MATERIAL PROVIDED
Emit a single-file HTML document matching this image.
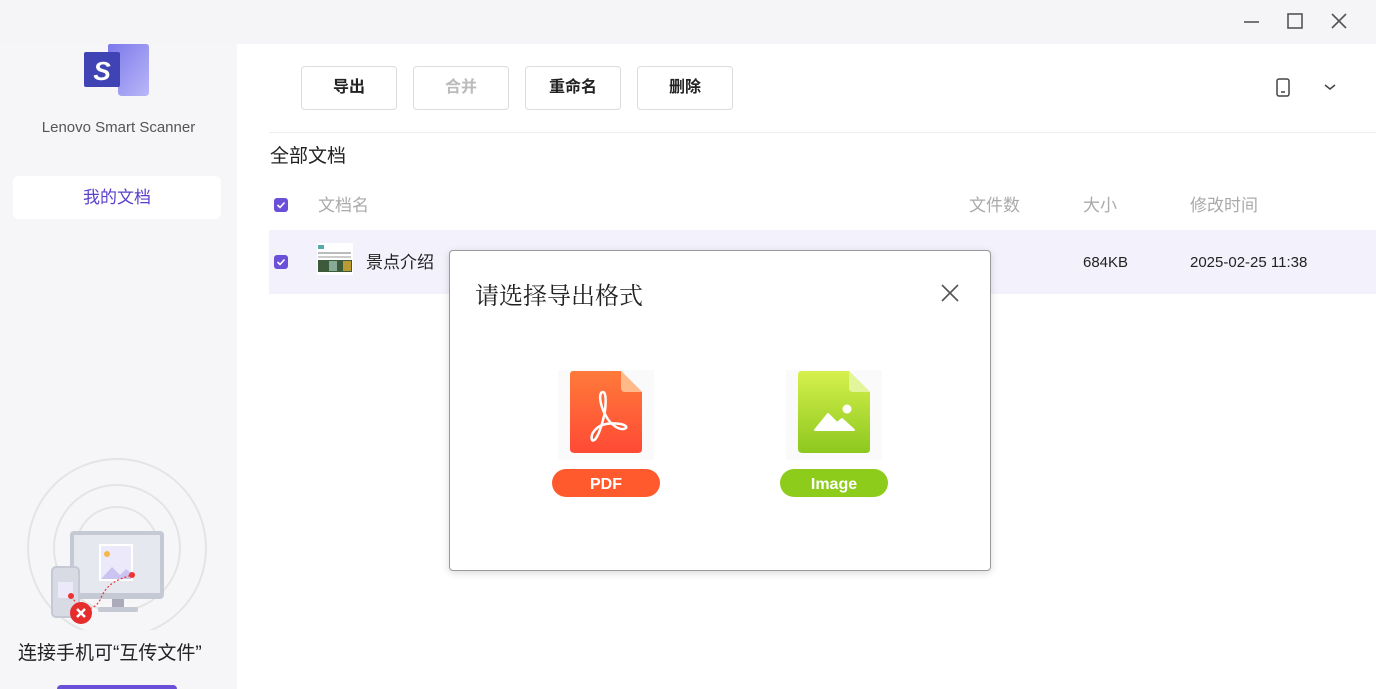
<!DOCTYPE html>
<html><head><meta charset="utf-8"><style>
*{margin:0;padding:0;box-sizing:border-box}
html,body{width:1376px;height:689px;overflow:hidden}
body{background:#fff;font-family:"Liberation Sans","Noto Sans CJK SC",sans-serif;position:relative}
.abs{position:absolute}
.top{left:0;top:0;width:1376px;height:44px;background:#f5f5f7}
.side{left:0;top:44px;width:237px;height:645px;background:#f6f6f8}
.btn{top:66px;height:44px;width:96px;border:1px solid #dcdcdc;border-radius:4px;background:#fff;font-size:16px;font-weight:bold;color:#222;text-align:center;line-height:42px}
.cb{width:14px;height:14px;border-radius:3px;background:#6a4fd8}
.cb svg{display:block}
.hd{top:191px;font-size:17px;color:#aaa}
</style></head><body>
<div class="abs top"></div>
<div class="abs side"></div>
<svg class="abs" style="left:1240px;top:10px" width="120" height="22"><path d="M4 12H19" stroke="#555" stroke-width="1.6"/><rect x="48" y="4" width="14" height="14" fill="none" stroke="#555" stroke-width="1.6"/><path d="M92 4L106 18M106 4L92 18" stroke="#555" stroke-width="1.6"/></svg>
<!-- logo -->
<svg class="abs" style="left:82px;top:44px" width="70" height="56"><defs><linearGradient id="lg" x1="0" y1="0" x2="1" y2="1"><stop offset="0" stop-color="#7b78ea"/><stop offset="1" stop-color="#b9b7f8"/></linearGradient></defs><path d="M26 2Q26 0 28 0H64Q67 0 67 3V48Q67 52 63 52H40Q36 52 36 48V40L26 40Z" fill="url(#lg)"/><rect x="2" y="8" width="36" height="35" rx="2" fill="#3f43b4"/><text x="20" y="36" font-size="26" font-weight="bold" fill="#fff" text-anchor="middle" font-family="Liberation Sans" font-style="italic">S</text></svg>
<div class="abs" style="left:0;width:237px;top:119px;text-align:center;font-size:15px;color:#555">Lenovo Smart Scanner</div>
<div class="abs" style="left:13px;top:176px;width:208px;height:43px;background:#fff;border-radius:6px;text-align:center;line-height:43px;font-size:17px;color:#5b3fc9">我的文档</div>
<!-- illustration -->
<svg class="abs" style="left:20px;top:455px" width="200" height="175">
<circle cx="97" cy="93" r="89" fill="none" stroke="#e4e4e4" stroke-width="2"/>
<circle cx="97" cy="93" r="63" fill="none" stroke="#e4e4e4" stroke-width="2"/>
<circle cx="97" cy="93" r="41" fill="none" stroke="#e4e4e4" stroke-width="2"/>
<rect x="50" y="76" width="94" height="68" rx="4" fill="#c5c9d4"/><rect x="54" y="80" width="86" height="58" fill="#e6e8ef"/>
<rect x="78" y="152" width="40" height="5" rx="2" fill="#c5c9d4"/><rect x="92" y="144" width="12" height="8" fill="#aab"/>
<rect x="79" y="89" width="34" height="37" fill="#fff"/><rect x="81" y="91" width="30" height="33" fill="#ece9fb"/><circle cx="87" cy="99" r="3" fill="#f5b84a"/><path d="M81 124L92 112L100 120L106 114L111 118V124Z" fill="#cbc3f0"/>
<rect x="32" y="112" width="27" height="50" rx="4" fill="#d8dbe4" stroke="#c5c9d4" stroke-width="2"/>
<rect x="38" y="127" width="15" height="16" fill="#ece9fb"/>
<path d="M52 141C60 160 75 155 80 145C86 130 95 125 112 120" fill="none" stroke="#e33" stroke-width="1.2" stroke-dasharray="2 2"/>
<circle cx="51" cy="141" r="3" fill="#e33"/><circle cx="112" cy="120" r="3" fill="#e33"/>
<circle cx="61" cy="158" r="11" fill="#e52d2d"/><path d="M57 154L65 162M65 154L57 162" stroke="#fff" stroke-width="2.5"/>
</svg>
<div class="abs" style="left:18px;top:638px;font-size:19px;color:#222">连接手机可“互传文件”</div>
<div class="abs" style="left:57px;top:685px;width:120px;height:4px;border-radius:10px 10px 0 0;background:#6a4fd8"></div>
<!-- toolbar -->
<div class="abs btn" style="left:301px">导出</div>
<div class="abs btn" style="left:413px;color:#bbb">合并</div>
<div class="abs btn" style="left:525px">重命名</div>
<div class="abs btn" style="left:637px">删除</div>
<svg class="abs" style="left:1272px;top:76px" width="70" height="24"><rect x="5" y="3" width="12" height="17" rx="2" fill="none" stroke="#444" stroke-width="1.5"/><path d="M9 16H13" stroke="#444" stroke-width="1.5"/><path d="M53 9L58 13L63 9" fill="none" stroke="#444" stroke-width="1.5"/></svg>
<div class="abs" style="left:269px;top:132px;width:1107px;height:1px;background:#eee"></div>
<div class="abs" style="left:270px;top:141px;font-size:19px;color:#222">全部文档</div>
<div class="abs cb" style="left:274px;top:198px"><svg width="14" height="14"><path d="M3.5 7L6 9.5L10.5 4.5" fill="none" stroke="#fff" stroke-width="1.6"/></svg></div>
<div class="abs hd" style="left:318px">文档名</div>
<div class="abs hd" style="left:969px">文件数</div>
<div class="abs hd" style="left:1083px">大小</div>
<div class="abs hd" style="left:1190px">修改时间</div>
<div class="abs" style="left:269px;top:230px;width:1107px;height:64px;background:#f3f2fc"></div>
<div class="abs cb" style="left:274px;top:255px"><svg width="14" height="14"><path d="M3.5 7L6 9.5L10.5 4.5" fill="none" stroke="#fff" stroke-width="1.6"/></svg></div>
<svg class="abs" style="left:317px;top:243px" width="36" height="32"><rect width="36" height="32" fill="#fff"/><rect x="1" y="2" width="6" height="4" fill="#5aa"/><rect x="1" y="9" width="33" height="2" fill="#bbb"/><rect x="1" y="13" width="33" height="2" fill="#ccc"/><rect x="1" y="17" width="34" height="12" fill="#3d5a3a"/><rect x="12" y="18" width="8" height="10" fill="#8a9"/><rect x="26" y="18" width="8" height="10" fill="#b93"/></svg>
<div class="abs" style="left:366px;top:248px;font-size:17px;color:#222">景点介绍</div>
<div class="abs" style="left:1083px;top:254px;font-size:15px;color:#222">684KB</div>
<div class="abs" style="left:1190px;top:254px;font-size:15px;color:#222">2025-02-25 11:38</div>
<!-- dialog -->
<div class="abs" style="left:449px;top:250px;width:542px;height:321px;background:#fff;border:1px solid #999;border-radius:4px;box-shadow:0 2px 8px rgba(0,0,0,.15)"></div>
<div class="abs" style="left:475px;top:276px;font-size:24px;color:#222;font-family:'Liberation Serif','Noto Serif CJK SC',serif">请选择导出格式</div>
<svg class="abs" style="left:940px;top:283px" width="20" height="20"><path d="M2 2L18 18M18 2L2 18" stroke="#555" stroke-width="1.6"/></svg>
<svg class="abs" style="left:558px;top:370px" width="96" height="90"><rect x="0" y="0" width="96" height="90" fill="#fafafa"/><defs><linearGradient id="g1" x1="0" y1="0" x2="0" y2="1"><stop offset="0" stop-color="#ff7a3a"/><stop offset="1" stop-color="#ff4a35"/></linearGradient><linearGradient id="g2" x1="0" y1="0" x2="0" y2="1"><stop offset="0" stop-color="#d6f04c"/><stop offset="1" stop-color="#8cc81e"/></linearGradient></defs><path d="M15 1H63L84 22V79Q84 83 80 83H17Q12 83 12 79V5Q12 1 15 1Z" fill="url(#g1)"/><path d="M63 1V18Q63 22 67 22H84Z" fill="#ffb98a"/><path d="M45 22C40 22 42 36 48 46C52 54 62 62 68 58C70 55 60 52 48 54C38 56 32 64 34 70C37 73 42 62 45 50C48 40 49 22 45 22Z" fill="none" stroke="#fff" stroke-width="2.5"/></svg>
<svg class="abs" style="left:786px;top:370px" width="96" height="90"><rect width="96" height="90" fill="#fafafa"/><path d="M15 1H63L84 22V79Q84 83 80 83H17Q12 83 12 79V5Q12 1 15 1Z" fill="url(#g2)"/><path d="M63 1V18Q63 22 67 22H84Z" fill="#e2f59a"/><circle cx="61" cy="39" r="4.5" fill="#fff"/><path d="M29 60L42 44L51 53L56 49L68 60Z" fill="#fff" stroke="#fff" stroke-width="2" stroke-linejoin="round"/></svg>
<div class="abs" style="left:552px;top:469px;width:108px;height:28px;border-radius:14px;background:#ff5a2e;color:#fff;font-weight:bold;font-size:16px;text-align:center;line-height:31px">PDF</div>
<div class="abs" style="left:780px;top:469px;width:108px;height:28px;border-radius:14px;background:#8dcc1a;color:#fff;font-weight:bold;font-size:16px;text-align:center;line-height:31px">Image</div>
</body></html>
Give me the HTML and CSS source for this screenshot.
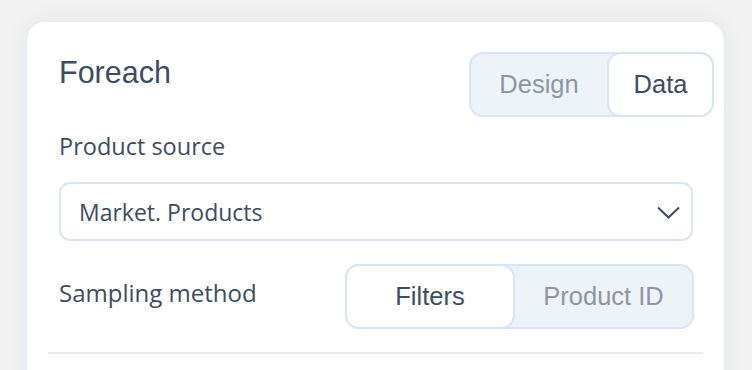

GOAL OF THE EXERCISE
Using the listing, collect all lines in which the string "this" is found.

TASK OUTPUT
Emit a single-file HTML document matching this image.
Give me the HTML and CSS source for this screenshot.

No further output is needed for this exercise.